The Second World War ended in May 1945 and what remained of Germany was divided into four occupation zones, each of which administered by one of the four principal victorious Allied poweres. In May 1949, three of the four occupation zones were refounded as West Germany. Between 1946 and 1949, Kriege worked as deputy president of the "German Finance Council", in the US occupation zone at Stuttgart. He also held the directorship of the "Finance Administration Office" ("Verwaltung für Finanzen"), which in 1949 became the West German Finance Ministry. The new country's chancellor, Konrad Adenauer, was keen to appoint Kriege as his Administrative Secretary of State for Foreign Affairs.

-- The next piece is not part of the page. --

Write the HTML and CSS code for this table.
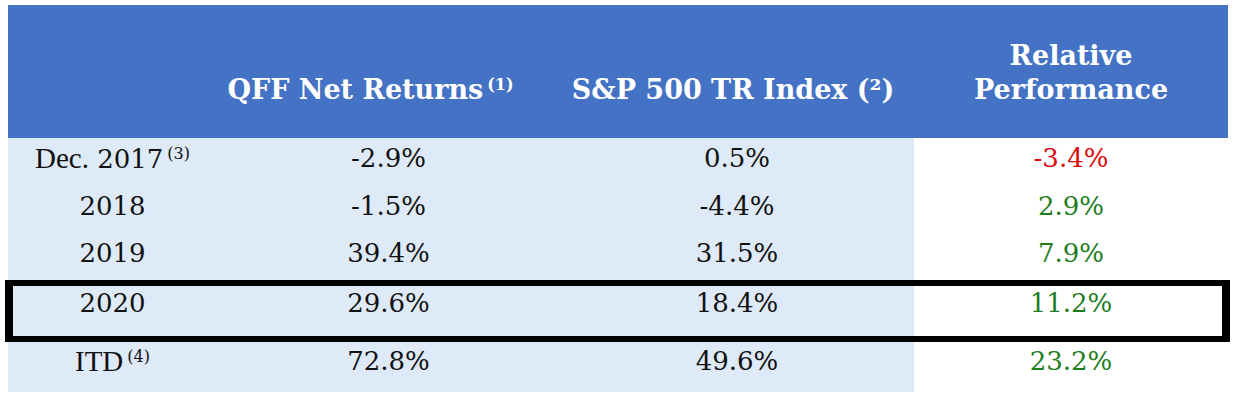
FILE: index.html
```html
<!DOCTYPE html>
<html lang="en">
<head>
<meta charset="utf-8">
<title>QFF Performance</title>
<link rel="stylesheet" href="styles.css">
</head>
<body>
<div class="wrap">
  <div class="table">
    <div class="row head">
      <div class="cell c1"></div>
      <div class="cell c2"><span>QFF Net Returns<sup class="hs">(1)</sup></span></div>
      <div class="cell c3"><span>S&amp;P 500 TR Index (²)</span></div>
      <div class="cell c4"><span>Relative<br>Performance</span></div>
    </div>
    <div class="row r1">
      <div class="cell c1"><span class="lbl">Dec.</span> 2017<sup class="bs">(3)</sup></div>
      <div class="cell c2">-2.9%</div>
      <div class="cell c3">0.5%</div>
      <div class="cell c4 neg">-3.4%</div>
    </div>
    <div class="row r2">
      <div class="cell c1">2018</div>
      <div class="cell c2">-1.5%</div>
      <div class="cell c3">-4.4%</div>
      <div class="cell c4 pos">2.9%</div>
    </div>
    <div class="row r3">
      <div class="cell c1">2019</div>
      <div class="cell c2">39.4%</div>
      <div class="cell c3">31.5%</div>
      <div class="cell c4 pos">7.9%</div>
    </div>
    <div class="row r4 boxed">
      <div class="cell c1">2020</div>
      <div class="cell c2">29.6%</div>
      <div class="cell c3">18.4%</div>
      <div class="cell c4 pos">11.2%</div>
    </div>
    <div class="row r5">
      <div class="cell c1"><span class="lbl">ITD</span><sup class="bs">(4)</sup></div>
      <div class="cell c2">72.8%</div>
      <div class="cell c3">49.6%</div>
      <div class="cell c4 pos">23.2%</div>
    </div>
  </div>
</div>
</body>
</html>
```

FILE: styles.css
```css
html, body {
  margin: 0;
  padding: 0;
  background: #ffffff;
}

.wrap {
  padding: 5px 5px 0 8px;
}

.table {
  width: 1220px;
  font-family: "DejaVu Serif", "Liberation Serif", serif;
  color: #111111;
}

.row {
  display: grid;
  grid-template-columns: 209px 343px 354px 314px;
}

.cell {
  text-align: center;
  font-size: 26px;
  line-height: 30px;
  background: #deeaf7;
  white-space: nowrap;
}

.cell.c4 {
  background: #ffffff;
}

.head {
  height: 133px;
}

.head .cell {
  background: #4472c4;
  color: #ffffff;
  font-weight: bold;
  font-size: 27px;
  line-height: 34px;
  display: flex;
  align-items: flex-end;
  justify-content: center;
  padding-bottom: 31px;
  box-sizing: border-box;
}

.head .cell.c2 {
  padding-right: 36px;
}

.head .cell.c3 {
  padding-right: 8px;
}

.hs {
  font-size: 16px;
  font-weight: bold;
  vertical-align: 9px;
  line-height: 0;
  margin-left: 4px;
}

.bs {
  font-size: 16px;
  vertical-align: 9px;
  line-height: 0;
  margin-left: 4px;
}

.lbl {
  font-family: "Liberation Serif", serif;
  font-size: 29px;
}

.r1 .cell, .r2 .cell, .r3 .cell {
  padding-top: 5px;
  box-sizing: border-box;
}

.r1 { height: 48px; }
.r2 { height: 47px; }
.r3 { height: 47px; }

.r4 {
  height: 62px;
}

.r4 .cell {
  padding-top: 8px;
  box-sizing: border-box;
}

.r5 {
  height: 50px;
}

.r5 .cell {
  padding-top: 4px;
  box-sizing: border-box;
}

.neg {
  color: #dd0a0a;
}

.pos {
  color: #1e7d1e;
}

.boxed {
  position: relative;
}

.boxed::after {
  content: "";
  position: absolute;
  top: 0;
  bottom: 0;
  left: -3px;
  right: -2px;
  border-style: solid;
  border-color: #000000;
  border-width: 6px 8px;
  pointer-events: none;
}
```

The post was particularly ambiguous because West Germany has been established under terms established by the country's sponsors in the so-called Occupation statute of April 1949, which greatly qualified the new country's autonomy and expressly excluded foreign policy from the Adenauer government's areas of responsibility. In the event, neither Kriege nor Paulus van Husen, to whom the post was offered, accepted it. For the early years of his chancellorship, Adenauer ran his Foreign Ministry himself.

Kriege himself took a bank directorship, probably before he had been formally offered the foreign ministry post, as president of the "Land Bank" (Landeszentralbank) of North Rhine-Westphalia, a post that he retained until he died just over two years later.

Kriege was the nephew of the architect Richard Saran, the grandson of Bremen Mayor John Daniel Meier and the cousin of the journalist Mary Saran. He was also a relative of the early socialist Hermann Kriege.